** What is being asked **
Without including any pictures, write out the listing below exactly.

>> BEGIN Dataset section

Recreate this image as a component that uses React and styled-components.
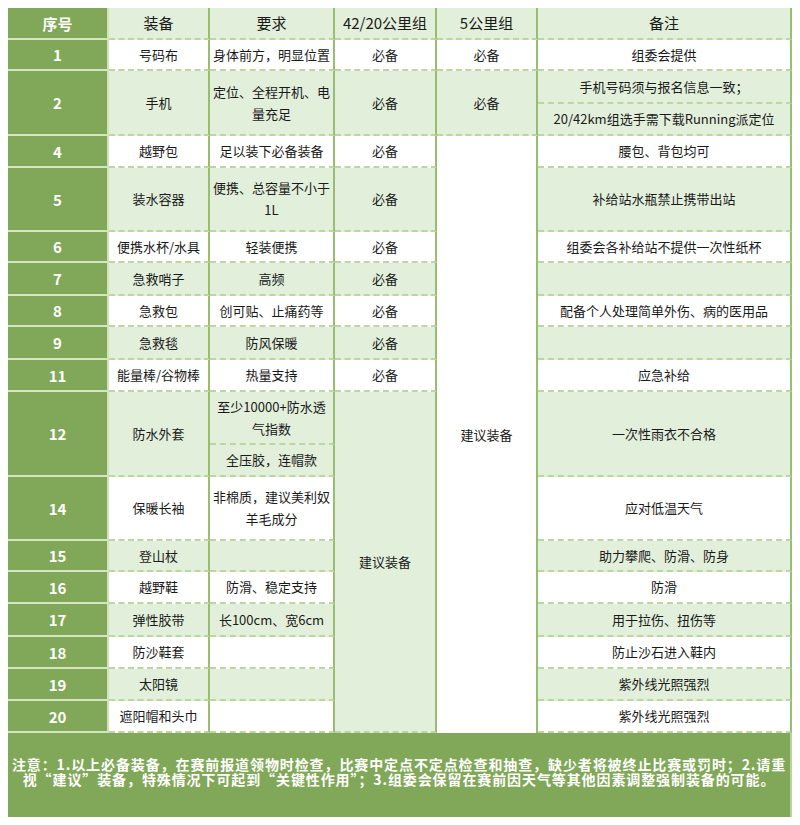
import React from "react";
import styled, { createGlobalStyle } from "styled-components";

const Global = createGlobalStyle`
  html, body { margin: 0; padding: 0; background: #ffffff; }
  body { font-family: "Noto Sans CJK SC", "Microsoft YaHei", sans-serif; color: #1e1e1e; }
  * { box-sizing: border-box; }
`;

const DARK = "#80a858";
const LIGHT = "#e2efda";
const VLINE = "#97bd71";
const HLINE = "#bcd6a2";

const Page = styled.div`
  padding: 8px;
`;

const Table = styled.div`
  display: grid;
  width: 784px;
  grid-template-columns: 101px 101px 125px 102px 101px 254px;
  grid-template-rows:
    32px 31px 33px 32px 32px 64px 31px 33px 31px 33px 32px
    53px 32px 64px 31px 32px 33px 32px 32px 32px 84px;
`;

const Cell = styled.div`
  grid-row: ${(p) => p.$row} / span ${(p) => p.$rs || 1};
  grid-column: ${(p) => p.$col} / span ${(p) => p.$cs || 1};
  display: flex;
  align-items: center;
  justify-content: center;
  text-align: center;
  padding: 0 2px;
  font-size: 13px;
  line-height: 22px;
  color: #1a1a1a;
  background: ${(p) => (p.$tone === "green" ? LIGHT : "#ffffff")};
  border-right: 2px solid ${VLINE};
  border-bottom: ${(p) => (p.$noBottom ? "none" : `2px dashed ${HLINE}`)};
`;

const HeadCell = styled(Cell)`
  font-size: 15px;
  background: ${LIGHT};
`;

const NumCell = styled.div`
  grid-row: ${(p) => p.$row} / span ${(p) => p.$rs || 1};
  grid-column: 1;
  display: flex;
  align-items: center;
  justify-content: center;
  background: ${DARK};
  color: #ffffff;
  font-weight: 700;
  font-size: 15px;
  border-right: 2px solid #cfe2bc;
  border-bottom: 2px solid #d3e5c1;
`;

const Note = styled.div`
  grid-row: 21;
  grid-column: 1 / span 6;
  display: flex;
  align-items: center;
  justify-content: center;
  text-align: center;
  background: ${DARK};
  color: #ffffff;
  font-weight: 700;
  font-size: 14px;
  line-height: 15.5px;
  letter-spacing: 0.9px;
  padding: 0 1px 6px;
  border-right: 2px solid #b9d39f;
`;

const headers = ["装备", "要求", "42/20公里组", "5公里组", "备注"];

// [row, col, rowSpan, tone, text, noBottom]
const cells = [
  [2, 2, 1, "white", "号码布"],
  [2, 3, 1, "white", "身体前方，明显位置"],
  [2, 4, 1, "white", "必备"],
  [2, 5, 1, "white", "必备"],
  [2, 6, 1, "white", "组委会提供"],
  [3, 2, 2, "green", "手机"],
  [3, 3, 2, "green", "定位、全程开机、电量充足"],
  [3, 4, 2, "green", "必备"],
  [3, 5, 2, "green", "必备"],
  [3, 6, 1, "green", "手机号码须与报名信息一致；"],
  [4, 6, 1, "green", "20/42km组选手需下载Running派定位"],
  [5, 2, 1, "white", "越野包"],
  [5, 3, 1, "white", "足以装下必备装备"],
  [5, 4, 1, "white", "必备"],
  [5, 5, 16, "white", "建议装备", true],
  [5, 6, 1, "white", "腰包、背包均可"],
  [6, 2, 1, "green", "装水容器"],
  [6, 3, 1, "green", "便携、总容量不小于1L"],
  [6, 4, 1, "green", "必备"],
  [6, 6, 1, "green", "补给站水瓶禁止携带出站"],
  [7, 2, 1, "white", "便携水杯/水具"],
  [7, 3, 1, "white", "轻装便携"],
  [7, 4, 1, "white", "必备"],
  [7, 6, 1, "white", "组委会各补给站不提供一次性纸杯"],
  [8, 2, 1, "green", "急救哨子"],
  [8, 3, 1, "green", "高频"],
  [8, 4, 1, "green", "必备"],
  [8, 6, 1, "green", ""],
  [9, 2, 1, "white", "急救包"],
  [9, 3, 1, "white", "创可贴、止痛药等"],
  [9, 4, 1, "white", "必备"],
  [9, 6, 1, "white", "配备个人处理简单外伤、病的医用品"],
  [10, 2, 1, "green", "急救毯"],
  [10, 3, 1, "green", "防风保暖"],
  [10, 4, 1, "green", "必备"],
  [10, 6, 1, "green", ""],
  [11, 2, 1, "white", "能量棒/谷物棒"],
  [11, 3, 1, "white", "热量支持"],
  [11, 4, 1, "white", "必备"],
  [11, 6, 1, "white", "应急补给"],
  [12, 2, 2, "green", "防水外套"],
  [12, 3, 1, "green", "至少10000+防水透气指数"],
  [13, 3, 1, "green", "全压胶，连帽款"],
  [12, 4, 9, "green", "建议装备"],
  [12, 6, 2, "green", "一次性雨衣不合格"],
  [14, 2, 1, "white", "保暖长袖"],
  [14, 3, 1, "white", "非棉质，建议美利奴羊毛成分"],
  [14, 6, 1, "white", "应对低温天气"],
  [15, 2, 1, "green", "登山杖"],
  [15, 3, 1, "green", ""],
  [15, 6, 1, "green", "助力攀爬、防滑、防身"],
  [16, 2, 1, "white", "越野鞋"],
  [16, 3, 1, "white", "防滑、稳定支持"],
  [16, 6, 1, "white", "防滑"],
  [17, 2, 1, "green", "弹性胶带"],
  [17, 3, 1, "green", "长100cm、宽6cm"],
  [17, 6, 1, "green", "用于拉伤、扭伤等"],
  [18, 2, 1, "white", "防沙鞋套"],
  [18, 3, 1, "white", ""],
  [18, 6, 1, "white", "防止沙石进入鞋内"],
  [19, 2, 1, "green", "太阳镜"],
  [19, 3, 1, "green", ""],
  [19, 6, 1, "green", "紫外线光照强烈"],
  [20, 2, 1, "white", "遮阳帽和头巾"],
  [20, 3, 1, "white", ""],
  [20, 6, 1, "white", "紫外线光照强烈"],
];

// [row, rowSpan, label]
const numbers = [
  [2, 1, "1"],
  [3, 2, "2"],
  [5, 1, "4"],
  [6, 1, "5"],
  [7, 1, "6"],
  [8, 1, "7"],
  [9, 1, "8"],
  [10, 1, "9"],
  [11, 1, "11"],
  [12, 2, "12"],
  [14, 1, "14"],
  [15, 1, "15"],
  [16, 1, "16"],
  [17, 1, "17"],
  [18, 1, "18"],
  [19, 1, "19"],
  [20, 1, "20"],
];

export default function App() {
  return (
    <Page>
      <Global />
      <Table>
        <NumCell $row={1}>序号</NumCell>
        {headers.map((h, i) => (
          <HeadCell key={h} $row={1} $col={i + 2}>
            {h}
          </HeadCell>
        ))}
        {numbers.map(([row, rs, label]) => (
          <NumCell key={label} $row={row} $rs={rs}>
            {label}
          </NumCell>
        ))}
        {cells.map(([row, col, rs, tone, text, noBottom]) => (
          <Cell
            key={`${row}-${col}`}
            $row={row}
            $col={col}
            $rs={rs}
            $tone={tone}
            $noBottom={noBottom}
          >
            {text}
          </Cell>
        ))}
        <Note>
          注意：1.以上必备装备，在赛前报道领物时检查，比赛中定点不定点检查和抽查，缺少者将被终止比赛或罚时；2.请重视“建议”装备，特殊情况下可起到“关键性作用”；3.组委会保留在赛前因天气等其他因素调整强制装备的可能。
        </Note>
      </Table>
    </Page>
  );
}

>> END Dataset section

** Answer to the exercise **
Recreate this image as a component that uses React and styled-components.
import React from "react";
import styled, { createGlobalStyle } from "styled-components";

const Global = createGlobalStyle`
  html, body { margin: 0; padding: 0; background: #ffffff; }
  body { font-family: "Noto Sans CJK SC", "Microsoft YaHei", sans-serif; color: #1e1e1e; }
  * { box-sizing: border-box; }
`;

const DARK = "#80a858";
const LIGHT = "#e2efda";
const VLINE = "#97bd71";
const HLINE = "#bcd6a2";

const Page = styled.div`
  padding: 8px;
`;

const Table = styled.div`
  display: grid;
  width: 784px;
  grid-template-columns: 101px 101px 125px 102px 101px 254px;
  grid-template-rows:
    32px 31px 33px 32px 32px 64px 31px 33px 31px 33px 32px
    53px 32px 64px 31px 32px 33px 32px 32px 32px 84px;
`;

const Cell = styled.div`
  grid-row: ${(p) => p.$row} / span ${(p) => p.$rs || 1};
  grid-column: ${(p) => p.$col} / span ${(p) => p.$cs || 1};
  display: flex;
  align-items: center;
  justify-content: center;
  text-align: center;
  padding: 0 2px;
  font-size: 13px;
  line-height: 22px;
  color: #1a1a1a;
  background: ${(p) => (p.$tone === "green" ? LIGHT : "#ffffff")};
  border-right: 2px solid ${VLINE};
  border-bottom: ${(p) => (p.$noBottom ? "none" : `2px dashed ${HLINE}`)};
`;

const HeadCell = styled(Cell)`
  font-size: 15px;
  background: ${LIGHT};
`;

const NumCell = styled.div`
  grid-row: ${(p) => p.$row} / span ${(p) => p.$rs || 1};
  grid-column: 1;
  display: flex;
  align-items: center;
  justify-content: center;
  background: ${DARK};
  color: #ffffff;
  font-weight: 700;
  font-size: 15px;
  border-right: 2px solid #cfe2bc;
  border-bottom: 2px solid #d3e5c1;
`;

const Note = styled.div`
  grid-row: 21;
  grid-column: 1 / span 6;
  display: flex;
  align-items: center;
  justify-content: center;
  text-align: center;
  background: ${DARK};
  color: #ffffff;
  font-weight: 700;
  font-size: 14px;
  line-height: 15.5px;
  letter-spacing: 0.9px;
  padding: 0 1px 6px;
  border-right: 2px solid #b9d39f;
`;

const headers = ["装备", "要求", "42/20公里组", "5公里组", "备注"];

// [row, col, rowSpan, tone, text, noBottom]
const cells = [
  [2, 2, 1, "white", "号码布"],
  [2, 3, 1, "white", "身体前方，明显位置"],
  [2, 4, 1, "white", "必备"],
  [2, 5, 1, "white", "必备"],
  [2, 6, 1, "white", "组委会提供"],
  [3, 2, 2, "green", "手机"],
  [3, 3, 2, "green", "定位、全程开机、电量充足"],
  [3, 4, 2, "green", "必备"],
  [3, 5, 2, "green", "必备"],
  [3, 6, 1, "green", "手机号码须与报名信息一致；"],
  [4, 6, 1, "green", "20/42km组选手需下载Running派定位"],
  [5, 2, 1, "white", "越野包"],
  [5, 3, 1, "white", "足以装下必备装备"],
  [5, 4, 1, "white", "必备"],
  [5, 5, 16, "white", "建议装备", true],
  [5, 6, 1, "white", "腰包、背包均可"],
  [6, 2, 1, "green", "装水容器"],
  [6, 3, 1, "green", "便携、总容量不小于1L"],
  [6, 4, 1, "green", "必备"],
  [6, 6, 1, "green", "补给站水瓶禁止携带出站"],
  [7, 2, 1, "white", "便携水杯/水具"],
  [7, 3, 1, "white", "轻装便携"],
  [7, 4, 1, "white", "必备"],
  [7, 6, 1, "white", "组委会各补给站不提供一次性纸杯"],
  [8, 2, 1, "green", "急救哨子"],
  [8, 3, 1, "green", "高频"],
  [8, 4, 1, "green", "必备"],
  [8, 6, 1, "green", ""],
  [9, 2, 1, "white", "急救包"],
  [9, 3, 1, "white", "创可贴、止痛药等"],
  [9, 4, 1, "white", "必备"],
  [9, 6, 1, "white", "配备个人处理简单外伤、病的医用品"],
  [10, 2, 1, "green", "急救毯"],
  [10, 3, 1, "green", "防风保暖"],
  [10, 4, 1, "green", "必备"],
  [10, 6, 1, "green", ""],
  [11, 2, 1, "white", "能量棒/谷物棒"],
  [11, 3, 1, "white", "热量支持"],
  [11, 4, 1, "white", "必备"],
  [11, 6, 1, "white", "应急补给"],
  [12, 2, 2, "green", "防水外套"],
  [12, 3, 1, "green", "至少10000+防水透气指数"],
  [13, 3, 1, "green", "全压胶，连帽款"],
  [12, 4, 9, "green", "建议装备"],
  [12, 6, 2, "green", "一次性雨衣不合格"],
  [14, 2, 1, "white", "保暖长袖"],
  [14, 3, 1, "white", "非棉质，建议美利奴羊毛成分"],
  [14, 6, 1, "white", "应对低温天气"],
  [15, 2, 1, "green", "登山杖"],
  [15, 3, 1, "green", ""],
  [15, 6, 1, "green", "助力攀爬、防滑、防身"],
  [16, 2, 1, "white", "越野鞋"],
  [16, 3, 1, "white", "防滑、稳定支持"],
  [16, 6, 1, "white", "防滑"],
  [17, 2, 1, "green", "弹性胶带"],
  [17, 3, 1, "green", "长100cm、宽6cm"],
  [17, 6, 1, "green", "用于拉伤、扭伤等"],
  [18, 2, 1, "white", "防沙鞋套"],
  [18, 3, 1, "white", ""],
  [18, 6, 1, "white", "防止沙石进入鞋内"],
  [19, 2, 1, "green", "太阳镜"],
  [19, 3, 1, "green", ""],
  [19, 6, 1, "green", "紫外线光照强烈"],
  [20, 2, 1, "white", "遮阳帽和头巾"],
  [20, 3, 1, "white", ""],
  [20, 6, 1, "white", "紫外线光照强烈"],
];

// [row, rowSpan, label]
const numbers = [
  [2, 1, "1"],
  [3, 2, "2"],
  [5, 1, "4"],
  [6, 1, "5"],
  [7, 1, "6"],
  [8, 1, "7"],
  [9, 1, "8"],
  [10, 1, "9"],
  [11, 1, "11"],
  [12, 2, "12"],
  [14, 1, "14"],
  [15, 1, "15"],
  [16, 1, "16"],
  [17, 1, "17"],
  [18, 1, "18"],
  [19, 1, "19"],
  [20, 1, "20"],
];

export default function App() {
  return (
    <Page>
      <Global />
      <Table>
        <NumCell $row={1}>序号</NumCell>
        {headers.map((h, i) => (
          <HeadCell key={h} $row={1} $col={i + 2}>
            {h}
          </HeadCell>
        ))}
        {numbers.map(([row, rs, label]) => (
          <NumCell key={label} $row={row} $rs={rs}>
            {label}
          </NumCell>
        ))}
        {cells.map(([row, col, rs, tone, text, noBottom]) => (
          <Cell
            key={`${row}-${col}`}
            $row={row}
            $col={col}
            $rs={rs}
            $tone={tone}
            $noBottom={noBottom}
          >
            {text}
          </Cell>
        ))}
        <Note>
          注意：1.以上必备装备，在赛前报道领物时检查，比赛中定点不定点检查和抽查，缺少者将被终止比赛或罚时；2.请重视“建议”装备，特殊情况下可起到“关键性作用”；3.组委会保留在赛前因天气等其他因素调整强制装备的可能。
        </Note>
      </Table>
    </Page>
  );
}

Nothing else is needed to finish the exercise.